Of course, no person alive knows exactly what drives the psychology of millions of investors, despite the confident analyses you read in the papers and see on cable financial news channels.   Yes, on Wednesday and Thursday, some investors may have been disappointed that the European Central Bank provided only the stimulus to the European economies that it had promised—when everybody seemed to be expecting more.  Analysts said that the rally on Friday was due to the encouraging jobs report issued by the Labor Department, which told us that 211,000 net jobs had been created in November, rather than the 200,000 that had been forecast. 

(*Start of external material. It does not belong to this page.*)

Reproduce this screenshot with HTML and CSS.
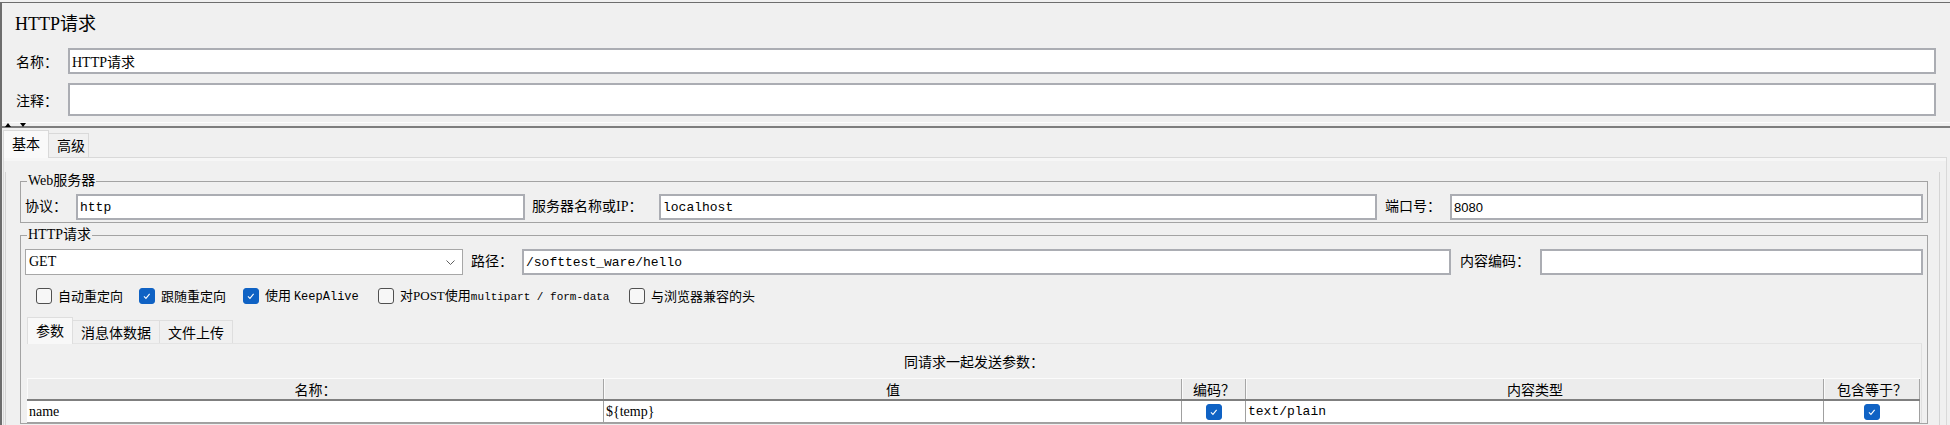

But does any of this make sense?  Stimulating the European economy means more potential buyers for American goods and potentially more euros to buy them with.  Shouldn’t that cause American stocks to be MORE valuable than they were before?  The jobs data, meanwhile, means there will be more competition for workers, which often leads to higher wages and correspondingly diminished corporate profits.  Above and beyond that, the reassuring employment picture means that the Federal Reserve Board is now nearly certain to allow short-term interest rates to rise on December 16.  Shouldn’t that cause stocks to be less valuable?

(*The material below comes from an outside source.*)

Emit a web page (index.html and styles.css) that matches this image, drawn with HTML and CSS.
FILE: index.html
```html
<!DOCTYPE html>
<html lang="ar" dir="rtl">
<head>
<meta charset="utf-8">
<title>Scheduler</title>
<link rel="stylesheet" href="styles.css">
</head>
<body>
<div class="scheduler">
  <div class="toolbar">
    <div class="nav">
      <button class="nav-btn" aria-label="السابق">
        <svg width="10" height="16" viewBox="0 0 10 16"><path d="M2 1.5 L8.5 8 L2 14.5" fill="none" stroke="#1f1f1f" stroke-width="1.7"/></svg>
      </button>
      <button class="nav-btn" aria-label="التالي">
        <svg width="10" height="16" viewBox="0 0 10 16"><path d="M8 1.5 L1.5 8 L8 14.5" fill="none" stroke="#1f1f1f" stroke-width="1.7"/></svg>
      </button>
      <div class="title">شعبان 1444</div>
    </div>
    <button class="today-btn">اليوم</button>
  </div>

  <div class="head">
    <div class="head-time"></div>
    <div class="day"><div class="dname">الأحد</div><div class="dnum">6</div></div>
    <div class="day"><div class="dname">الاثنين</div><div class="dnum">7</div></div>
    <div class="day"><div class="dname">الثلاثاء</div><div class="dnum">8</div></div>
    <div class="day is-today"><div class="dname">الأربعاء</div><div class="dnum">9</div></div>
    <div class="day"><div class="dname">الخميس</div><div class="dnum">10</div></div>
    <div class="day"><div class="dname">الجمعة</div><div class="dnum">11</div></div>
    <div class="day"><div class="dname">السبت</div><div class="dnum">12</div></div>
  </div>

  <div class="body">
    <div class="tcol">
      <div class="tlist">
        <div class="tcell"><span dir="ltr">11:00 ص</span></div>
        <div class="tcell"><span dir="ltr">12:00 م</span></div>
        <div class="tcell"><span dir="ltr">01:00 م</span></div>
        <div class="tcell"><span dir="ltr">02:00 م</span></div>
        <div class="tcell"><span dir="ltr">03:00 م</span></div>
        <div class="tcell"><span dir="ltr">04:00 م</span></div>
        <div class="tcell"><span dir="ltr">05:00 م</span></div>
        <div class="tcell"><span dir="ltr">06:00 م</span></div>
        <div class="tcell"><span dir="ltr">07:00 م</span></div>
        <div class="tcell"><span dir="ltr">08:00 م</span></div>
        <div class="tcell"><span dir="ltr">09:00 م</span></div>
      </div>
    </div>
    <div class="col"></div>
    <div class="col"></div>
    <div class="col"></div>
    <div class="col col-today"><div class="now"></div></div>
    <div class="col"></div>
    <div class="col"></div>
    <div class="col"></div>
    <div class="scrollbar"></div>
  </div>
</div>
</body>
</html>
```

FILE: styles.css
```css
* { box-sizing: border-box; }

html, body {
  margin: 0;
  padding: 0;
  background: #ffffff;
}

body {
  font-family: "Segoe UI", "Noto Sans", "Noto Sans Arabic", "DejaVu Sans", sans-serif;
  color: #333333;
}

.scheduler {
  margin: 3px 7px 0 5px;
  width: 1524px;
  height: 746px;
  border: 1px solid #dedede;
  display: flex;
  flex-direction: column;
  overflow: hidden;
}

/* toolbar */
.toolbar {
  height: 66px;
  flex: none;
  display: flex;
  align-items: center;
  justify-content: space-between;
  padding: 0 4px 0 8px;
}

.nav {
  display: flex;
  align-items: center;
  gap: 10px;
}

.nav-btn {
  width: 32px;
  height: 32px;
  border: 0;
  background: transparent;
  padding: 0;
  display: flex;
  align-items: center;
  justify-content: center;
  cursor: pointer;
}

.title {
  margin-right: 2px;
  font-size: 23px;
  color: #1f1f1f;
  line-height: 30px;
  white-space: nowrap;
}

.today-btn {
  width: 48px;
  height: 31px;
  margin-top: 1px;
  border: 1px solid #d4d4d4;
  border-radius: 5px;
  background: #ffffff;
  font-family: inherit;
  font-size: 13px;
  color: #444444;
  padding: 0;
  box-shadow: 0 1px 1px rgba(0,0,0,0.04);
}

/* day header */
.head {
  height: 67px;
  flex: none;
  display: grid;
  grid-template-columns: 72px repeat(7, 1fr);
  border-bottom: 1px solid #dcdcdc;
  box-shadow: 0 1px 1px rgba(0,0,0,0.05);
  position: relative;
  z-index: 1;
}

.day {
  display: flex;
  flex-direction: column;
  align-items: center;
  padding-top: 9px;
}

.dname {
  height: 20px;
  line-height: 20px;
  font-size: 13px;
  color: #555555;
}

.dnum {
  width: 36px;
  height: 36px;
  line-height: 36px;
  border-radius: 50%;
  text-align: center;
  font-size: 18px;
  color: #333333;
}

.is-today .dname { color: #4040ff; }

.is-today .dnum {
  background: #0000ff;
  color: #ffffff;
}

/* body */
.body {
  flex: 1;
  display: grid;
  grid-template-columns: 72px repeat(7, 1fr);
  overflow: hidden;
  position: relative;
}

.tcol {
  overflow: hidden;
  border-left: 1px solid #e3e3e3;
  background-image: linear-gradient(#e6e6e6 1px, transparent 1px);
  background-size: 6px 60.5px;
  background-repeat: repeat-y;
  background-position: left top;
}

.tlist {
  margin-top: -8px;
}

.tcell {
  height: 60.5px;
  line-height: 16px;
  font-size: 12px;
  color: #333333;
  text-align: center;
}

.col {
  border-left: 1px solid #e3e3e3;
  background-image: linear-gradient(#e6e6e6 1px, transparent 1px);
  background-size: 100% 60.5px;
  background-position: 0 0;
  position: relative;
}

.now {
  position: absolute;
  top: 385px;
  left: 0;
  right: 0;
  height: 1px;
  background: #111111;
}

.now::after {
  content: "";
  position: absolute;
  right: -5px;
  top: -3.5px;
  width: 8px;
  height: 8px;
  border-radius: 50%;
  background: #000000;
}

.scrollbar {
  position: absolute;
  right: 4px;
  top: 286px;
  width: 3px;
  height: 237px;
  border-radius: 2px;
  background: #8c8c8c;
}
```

The truth is that none of these events causes stocks to change their real intrinsic value in the least, and you should be skeptical every time you hear journalists draw links between headlines and stock movements.  The magnitude of the shifts should be a clue; how can a company—let alone a basket of 500 companies—be worth 2% more one day than it was yesterday?  Did they all win the lottery?  Did they all get caught making significant accounting errors that understated their earnings?  How much more likely is it that investors have to make guesses—sometimes wild ones—as to the value of companies, getting it more or less right over time, but constantly over- and under-shooting in their daily guesses?  If you follow this line of reasoning, it is helpful to note that the value of U.S. stocks, despite all this back and forth action, was essentially unmoved for the week, and pretty much unmoved for the year.

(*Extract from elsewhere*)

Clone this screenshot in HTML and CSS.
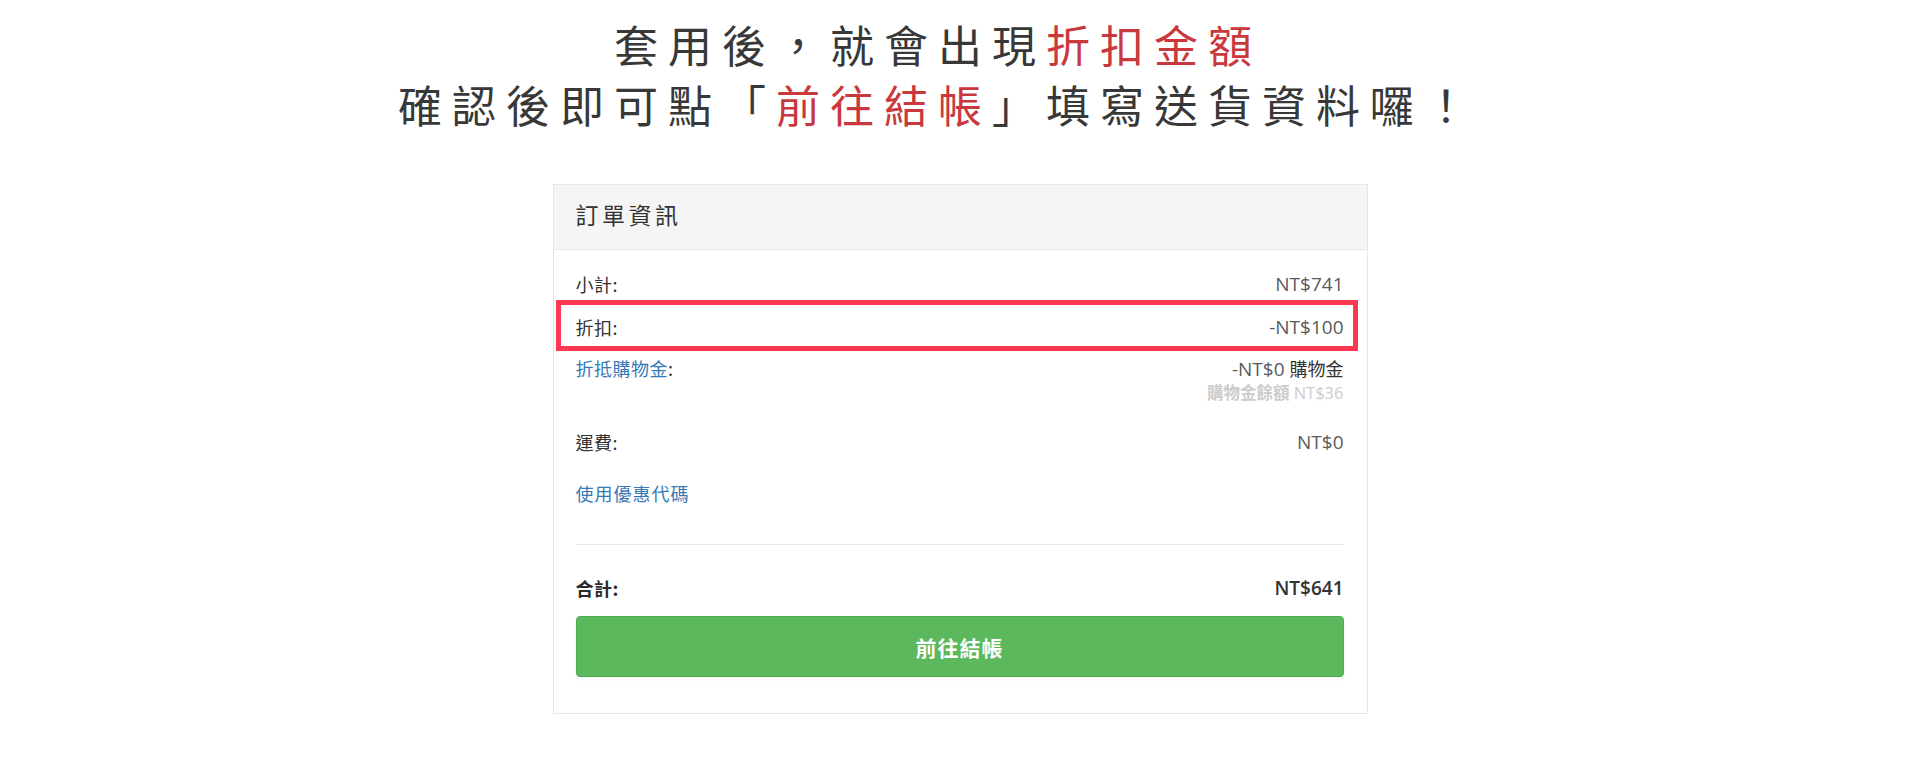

The markets may go back down on Monday, or they might soar.  This year may or may not end with a net gain.  None of that matters to your portfolio, which is slowly increasing in value to the extent that the companies you own are building value in ways that have nothing to do with the headlines.  If the world comes to an end, that will have an impact on the markets that we can measure with some precision.  Short of that, short-term market movements, and particularly the explanations that writers and pundits attach to them, are entertainment—and not especially entertaining at that.

Our recommendation?  Go watch a movie instead.

Friday, December 04, 2015

Mark Zuckerberg Fool or Genius?

You may have read that Facebook founder, chairman and CEO Mark Zuckerberg has announced plans to gift substantially all of his Facebook stock to a philanthropic entity called the Chan Zuckerberg Initiative, named after himself and his wife Priscilla Chan.  The gift would be worth $45 billion, instantly becoming one of the largest philanthropic pools in the world.

The donation is remarkably tax-efficient.  By making the gift in shares rather than cash, Mr. Zuckerberg will get a charitable contribution deduction on Schedule A of his 1040 form, with the deduction based on the fair market value of the shares.  At the same time, he will completely avoid having to pay capital gains taxes on the appreciation of those shares.  The LLC can then sell the Facebook stock or hold it and dole it out to charitable organizations and pay no tax regardless of how big the gain.  Basically it means that one of the world’s great fortunes will never be taxed, while Mr. Zuckerberg will be able to shelter billions of dollars worth of other income from federal taxation.